The attempt of stabbing knife to kill the alien becomes the most violent incident of the play. Hatch fails to spurt blood out of the corpse and stabs as much as possible in order to soothe his nerve by killing Willy. He is the only man in the play who displays savage thoughts and acts violently when he attacks Mrs.Rafi with the pair of scissors. He, somehow, remains unsuccessful in settling his account with Mrs.Rafi and Willy.
Theme of identity in the world of class conflict also finds a room in the character of Mrs.Rafi. She belongs to the upper class society of the forebeach and declares; 'People are judged by what they have on their hands. They're important'
She purchases cloth for the curtain with a taste and reigns over the entire community on the crutches of her class. She dominates the scenes of the play as the people of the upper classes do. Everything associated with Mrs.Rafi becomes sensible, suitable and appropriates as she orchestrates the society on her own will.  Class consciousness and consumerism are interwoven pattern in the text of play.

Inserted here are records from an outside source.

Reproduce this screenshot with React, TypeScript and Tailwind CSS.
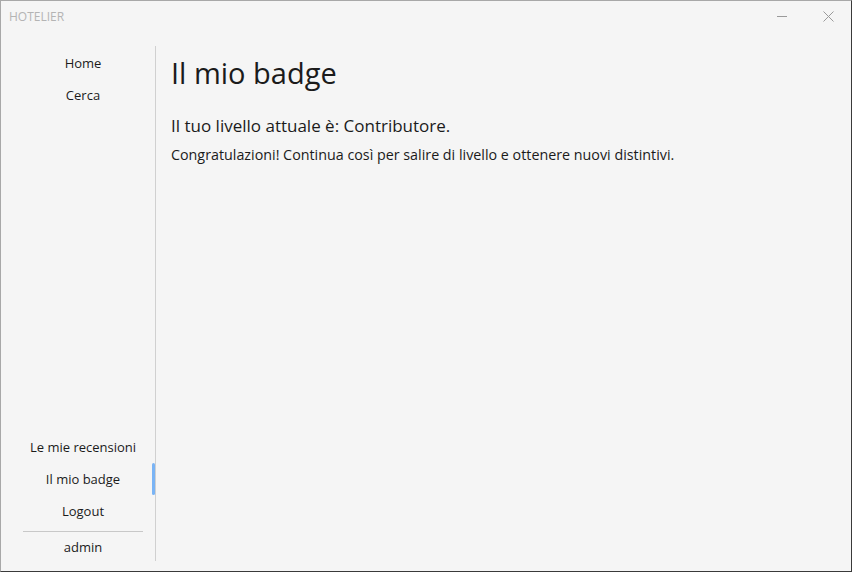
import React from "react";

const font = { fontFamily: '"Segoe UI", "Open Sans", "Noto Sans", sans-serif' };

function NavItem({ label, active }: { label: string; active?: boolean }) {
  return (
    <div className="relative flex h-[32px] items-center justify-center text-[13px] text-[#1b1b1b]">
      <span>{label}</span>
      {active && <div className="absolute right-0 top-[-1px] h-[32px] w-[3px] rounded-sm bg-[#7ab4f5]" />}
    </div>
  );
}

export default function App() {
  return (
    <div
      className="flex h-[572px] w-[852px] flex-col border border-t-[#a8a8a8] border-l-[#a8a8a8] border-r-[#3a3a3a] border-b-[#3a3a3a] bg-[#f5f5f5]"
      style={font}
    >
      <div className="flex h-[31px] items-center justify-between">
        <span className="pl-[8px] text-[12px] text-[#b4b4b4]">HOTELIER</span>
        <div className="flex items-center">
          <div className="flex h-[31px] w-[46px] items-center justify-center">
            <div className="h-px w-[10px] bg-[#9a9a9a]" />
          </div>
          <div className="flex h-[31px] w-[46px] items-center justify-center">
            <svg width="11" height="11" viewBox="0 0 11 11">
              <path d="M0.5 0.5 L10.5 10.5 M10.5 0.5 L0.5 10.5" stroke="#9a9a9a" strokeWidth="1" />
            </svg>
          </div>
        </div>
      </div>
      <div className="flex flex-1 pb-[10px] pt-[14px]">
        <div className="flex w-[155px] flex-col border-r border-[#d0d0d0] pl-[10px]">
          <div className="flex flex-col pt-[2px]">
            <NavItem label="Home" />
            <NavItem label="Cerca" />
          </div>
          <div className="flex-1" />
          <div className="flex flex-col pb-[1px]">
            <NavItem label="Le mie recensioni" />
            <NavItem label="Il mio badge" active />
            <NavItem label="Logout" />
            <div className="ml-[12px] mr-[12px] mt-[3px] h-px bg-[#c8c8c8]" />
            <div className="flex h-[28px] items-center justify-center pt-[4px] text-[13px] text-[#1b1b1b]">admin</div>
          </div>
        </div>
        <div className="flex flex-1 flex-col pl-[15px] text-[#1b1b1b]">
          <h1 className="mt-[8px] text-[29px] leading-[38px]">Il mio badge</h1>
          <p className="mt-[22px] text-[17px] leading-[24px]">Il tuo livello attuale è: Contributore.</p>
          <p className="mt-[7px] text-[14.3px] leading-[20px]">
            Congratulazioni! Continua così per salire di livello e ottenere nuovi distintivi.
          </p>
        </div>
      </div>
    </div>
  );
}
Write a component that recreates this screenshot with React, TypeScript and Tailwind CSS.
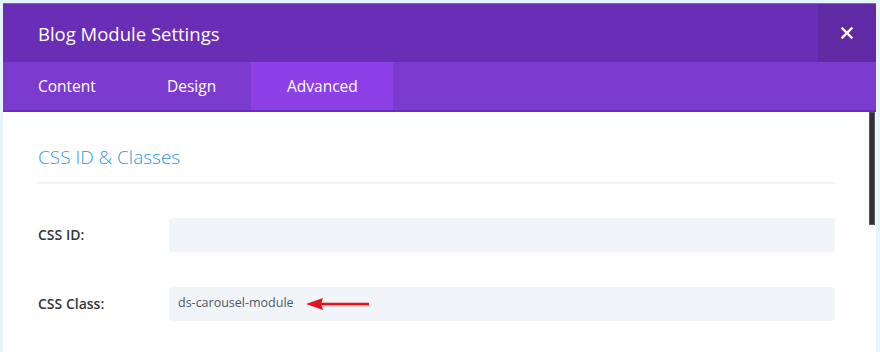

The Sea displays the different structure of the society with thematic concerns. Bond is successful in his description of the characters and the underlying ideas to be focused on. He artistically weaves the themes in the texture of the play and makes it an artistic whole.
Bond's Concept of Violence in The Sea
Bond portrays the modern society coloured in the images haunted by violence. He is as artistic in portraying violence as Jane Austen in portraying manners. Violence in the society must secure the lines in the text in order to stop the brutal act , or at least making the poeple aware of the savage practice in one sense or the other.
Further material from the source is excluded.